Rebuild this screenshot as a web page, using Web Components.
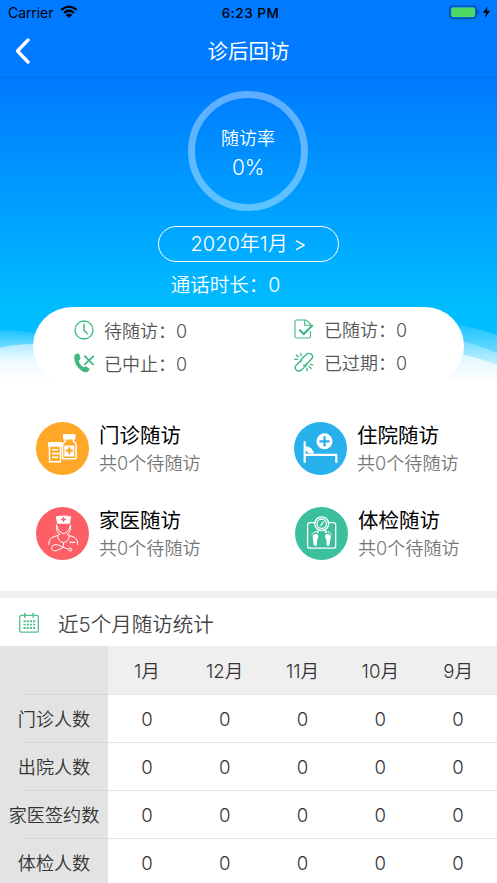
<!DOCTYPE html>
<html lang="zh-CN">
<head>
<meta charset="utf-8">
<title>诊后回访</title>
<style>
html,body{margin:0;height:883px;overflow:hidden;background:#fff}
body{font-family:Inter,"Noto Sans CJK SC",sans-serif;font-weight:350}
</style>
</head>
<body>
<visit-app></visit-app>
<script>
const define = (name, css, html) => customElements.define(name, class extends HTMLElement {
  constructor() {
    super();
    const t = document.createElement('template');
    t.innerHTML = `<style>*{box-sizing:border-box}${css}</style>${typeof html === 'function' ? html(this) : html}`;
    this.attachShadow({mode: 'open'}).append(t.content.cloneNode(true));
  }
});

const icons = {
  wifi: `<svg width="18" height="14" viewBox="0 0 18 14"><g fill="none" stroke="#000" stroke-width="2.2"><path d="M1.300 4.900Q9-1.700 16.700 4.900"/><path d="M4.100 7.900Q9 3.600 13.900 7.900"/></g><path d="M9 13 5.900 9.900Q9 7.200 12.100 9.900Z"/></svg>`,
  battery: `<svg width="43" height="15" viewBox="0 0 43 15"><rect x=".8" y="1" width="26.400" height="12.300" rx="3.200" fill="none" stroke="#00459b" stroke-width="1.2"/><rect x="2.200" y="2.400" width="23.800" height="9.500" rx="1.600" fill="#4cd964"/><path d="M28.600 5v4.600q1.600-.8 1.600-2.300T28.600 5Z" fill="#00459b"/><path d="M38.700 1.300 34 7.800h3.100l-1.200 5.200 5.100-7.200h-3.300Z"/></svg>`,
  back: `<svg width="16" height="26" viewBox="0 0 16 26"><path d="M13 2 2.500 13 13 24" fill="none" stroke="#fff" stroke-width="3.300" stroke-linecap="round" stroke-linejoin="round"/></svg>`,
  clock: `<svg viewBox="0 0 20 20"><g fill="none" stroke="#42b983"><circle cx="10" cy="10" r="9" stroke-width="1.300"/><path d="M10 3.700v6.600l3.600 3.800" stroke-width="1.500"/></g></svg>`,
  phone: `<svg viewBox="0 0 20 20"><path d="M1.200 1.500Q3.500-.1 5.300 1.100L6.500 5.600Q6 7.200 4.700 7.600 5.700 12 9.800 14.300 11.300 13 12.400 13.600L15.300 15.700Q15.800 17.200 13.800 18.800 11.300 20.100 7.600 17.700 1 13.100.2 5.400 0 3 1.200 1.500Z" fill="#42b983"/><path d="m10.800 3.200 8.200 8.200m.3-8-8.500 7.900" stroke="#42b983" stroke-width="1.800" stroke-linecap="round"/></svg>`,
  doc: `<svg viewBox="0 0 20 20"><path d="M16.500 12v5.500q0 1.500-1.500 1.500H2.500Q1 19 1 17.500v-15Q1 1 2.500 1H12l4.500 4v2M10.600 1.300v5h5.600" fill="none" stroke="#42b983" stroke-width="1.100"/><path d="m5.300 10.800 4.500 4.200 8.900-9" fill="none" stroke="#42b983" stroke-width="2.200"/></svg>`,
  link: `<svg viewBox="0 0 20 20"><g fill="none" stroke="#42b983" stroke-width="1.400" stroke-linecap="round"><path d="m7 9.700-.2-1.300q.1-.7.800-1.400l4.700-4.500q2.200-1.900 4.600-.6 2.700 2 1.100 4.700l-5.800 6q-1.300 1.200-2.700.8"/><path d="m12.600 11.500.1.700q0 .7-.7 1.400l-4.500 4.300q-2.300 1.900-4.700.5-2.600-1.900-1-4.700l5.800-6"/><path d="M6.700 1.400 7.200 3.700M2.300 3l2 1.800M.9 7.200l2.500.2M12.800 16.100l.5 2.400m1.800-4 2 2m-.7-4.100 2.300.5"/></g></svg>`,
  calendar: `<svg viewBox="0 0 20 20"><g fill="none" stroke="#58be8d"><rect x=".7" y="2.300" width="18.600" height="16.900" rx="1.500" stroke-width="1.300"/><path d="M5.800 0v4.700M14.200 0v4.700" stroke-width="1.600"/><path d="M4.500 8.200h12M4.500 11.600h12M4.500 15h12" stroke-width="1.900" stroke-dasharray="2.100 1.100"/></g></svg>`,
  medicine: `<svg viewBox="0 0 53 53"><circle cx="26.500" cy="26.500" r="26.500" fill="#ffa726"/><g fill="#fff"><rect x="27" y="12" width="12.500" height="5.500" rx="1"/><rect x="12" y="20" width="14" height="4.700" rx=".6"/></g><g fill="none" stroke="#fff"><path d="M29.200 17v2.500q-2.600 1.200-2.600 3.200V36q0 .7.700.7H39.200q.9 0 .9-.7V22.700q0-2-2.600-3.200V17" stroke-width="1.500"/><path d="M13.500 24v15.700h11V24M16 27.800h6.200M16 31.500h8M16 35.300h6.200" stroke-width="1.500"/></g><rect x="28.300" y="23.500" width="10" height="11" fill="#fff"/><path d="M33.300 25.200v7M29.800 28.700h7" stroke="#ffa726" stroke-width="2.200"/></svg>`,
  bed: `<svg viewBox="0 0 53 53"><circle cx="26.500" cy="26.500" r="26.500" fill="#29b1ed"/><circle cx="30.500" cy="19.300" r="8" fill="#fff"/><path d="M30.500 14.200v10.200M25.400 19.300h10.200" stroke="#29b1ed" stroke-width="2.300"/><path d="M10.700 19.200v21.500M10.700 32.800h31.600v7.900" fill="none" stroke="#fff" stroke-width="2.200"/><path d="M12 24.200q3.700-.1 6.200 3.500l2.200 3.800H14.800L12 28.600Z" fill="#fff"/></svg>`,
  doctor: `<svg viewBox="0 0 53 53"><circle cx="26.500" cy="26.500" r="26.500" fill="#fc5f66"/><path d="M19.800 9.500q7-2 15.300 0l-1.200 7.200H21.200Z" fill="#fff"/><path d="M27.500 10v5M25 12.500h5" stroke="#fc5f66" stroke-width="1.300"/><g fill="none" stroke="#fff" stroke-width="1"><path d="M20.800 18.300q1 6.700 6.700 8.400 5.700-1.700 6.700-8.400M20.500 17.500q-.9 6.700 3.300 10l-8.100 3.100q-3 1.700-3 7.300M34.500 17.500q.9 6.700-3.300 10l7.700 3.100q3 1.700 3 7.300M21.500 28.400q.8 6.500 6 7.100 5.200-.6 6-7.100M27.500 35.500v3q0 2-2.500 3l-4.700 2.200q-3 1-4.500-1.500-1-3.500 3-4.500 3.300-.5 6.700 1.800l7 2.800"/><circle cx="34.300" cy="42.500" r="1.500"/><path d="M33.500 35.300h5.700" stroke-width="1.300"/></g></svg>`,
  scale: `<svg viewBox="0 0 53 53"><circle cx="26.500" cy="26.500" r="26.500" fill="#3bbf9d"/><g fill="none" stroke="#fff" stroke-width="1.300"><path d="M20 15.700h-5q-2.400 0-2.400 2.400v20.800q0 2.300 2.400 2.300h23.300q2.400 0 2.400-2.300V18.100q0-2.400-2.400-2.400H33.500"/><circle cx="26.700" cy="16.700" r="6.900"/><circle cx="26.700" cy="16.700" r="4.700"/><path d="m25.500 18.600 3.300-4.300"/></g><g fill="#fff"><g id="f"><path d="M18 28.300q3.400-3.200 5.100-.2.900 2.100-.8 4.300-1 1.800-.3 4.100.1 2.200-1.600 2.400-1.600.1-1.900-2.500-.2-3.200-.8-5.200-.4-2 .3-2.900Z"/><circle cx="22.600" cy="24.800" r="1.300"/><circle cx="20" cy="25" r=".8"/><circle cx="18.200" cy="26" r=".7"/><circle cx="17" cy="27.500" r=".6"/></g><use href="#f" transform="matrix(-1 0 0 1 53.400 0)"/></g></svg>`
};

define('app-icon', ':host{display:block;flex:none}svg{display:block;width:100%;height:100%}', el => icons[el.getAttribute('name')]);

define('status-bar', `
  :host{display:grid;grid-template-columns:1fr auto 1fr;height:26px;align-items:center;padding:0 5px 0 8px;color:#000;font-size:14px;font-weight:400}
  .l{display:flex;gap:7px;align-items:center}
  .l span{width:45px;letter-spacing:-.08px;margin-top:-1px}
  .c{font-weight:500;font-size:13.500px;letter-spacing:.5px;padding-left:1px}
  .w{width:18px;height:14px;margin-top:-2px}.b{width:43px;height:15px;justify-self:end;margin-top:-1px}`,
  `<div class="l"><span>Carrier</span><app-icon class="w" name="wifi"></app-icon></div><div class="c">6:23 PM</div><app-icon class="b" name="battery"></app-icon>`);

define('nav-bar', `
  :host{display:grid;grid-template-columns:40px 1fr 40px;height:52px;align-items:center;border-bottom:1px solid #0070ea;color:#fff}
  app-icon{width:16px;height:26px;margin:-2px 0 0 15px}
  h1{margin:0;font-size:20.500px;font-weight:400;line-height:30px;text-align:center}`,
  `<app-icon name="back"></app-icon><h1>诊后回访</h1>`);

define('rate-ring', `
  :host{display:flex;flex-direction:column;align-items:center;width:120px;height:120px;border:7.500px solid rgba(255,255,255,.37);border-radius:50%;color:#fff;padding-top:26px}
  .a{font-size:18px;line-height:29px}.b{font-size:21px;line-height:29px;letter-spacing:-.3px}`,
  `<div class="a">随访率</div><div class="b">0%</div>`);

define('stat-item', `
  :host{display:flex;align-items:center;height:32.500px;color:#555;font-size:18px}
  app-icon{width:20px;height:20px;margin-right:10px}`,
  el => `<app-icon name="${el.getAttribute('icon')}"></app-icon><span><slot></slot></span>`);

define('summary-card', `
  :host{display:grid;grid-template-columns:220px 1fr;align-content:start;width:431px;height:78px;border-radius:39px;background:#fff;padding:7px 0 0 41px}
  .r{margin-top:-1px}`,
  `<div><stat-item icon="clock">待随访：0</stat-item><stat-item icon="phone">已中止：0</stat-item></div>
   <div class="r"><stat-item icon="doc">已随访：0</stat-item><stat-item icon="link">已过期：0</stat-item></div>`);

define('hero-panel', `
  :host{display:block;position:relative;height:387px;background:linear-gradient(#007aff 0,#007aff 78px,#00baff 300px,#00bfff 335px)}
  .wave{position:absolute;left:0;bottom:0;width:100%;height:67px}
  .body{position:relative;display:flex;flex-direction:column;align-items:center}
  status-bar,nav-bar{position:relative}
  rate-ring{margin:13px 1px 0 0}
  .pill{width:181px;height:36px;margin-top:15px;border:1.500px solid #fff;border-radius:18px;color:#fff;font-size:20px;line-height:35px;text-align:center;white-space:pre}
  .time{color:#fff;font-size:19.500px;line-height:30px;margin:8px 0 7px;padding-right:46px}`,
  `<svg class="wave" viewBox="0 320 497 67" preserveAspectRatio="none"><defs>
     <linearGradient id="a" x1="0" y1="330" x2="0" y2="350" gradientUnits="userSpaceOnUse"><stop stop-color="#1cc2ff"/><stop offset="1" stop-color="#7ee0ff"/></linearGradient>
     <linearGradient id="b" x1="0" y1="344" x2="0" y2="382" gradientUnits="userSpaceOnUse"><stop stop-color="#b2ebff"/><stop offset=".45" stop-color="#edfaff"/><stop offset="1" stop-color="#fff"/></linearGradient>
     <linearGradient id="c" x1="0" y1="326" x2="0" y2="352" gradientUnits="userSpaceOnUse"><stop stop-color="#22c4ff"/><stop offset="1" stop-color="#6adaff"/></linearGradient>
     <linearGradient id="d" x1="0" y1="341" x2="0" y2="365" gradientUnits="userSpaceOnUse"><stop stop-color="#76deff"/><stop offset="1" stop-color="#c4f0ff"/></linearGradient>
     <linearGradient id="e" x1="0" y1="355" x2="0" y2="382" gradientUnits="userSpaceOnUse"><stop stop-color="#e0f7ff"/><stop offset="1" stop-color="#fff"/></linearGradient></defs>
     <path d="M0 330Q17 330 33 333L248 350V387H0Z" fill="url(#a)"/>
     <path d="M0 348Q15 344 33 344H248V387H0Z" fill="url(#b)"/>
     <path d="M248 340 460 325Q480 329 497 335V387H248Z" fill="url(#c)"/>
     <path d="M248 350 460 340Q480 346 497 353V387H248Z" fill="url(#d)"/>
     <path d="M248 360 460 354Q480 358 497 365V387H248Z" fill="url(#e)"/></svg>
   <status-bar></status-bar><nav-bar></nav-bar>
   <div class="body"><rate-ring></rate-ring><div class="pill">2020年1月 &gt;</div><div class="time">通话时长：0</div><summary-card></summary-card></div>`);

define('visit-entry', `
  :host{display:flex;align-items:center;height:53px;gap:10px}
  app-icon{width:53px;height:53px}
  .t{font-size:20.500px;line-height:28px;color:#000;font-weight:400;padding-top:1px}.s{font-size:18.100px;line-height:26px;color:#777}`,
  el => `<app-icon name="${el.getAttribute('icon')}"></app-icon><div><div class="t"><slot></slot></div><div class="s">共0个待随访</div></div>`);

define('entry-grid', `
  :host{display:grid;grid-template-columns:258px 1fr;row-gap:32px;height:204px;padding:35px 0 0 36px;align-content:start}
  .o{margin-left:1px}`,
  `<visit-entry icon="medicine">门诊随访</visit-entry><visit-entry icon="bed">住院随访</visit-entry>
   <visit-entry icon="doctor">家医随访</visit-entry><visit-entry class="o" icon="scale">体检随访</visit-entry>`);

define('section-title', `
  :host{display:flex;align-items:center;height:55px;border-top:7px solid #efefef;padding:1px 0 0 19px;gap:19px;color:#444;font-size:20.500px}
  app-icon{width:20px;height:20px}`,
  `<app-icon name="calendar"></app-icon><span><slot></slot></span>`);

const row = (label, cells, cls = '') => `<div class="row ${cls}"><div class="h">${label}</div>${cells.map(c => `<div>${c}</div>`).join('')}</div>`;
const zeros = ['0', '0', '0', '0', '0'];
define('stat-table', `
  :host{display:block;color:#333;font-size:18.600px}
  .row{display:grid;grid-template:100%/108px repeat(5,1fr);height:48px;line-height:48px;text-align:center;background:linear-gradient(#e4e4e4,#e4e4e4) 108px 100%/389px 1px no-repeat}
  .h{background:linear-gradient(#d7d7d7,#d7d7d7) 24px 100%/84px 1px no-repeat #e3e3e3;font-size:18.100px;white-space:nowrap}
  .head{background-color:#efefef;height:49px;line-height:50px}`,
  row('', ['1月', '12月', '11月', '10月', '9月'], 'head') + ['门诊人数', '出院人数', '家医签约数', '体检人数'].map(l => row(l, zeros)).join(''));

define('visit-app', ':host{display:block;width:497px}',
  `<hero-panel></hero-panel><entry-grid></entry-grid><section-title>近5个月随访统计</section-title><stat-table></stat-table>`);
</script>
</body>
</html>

○ ○ ○ ○ ○ ○ ○

What you have to do:
Search the data for "this". Copy every matching line.

The solution:
Rebuild this screenshot as a web page, using Web Components.
    t.innerHTML = `<style>*{box-sizing:border-box}${css}</style>${typeof html === 'function' ? html(this) : html}`;
    this.attachShadow({mode: 'open'}).append(t.content.cloneNode(true));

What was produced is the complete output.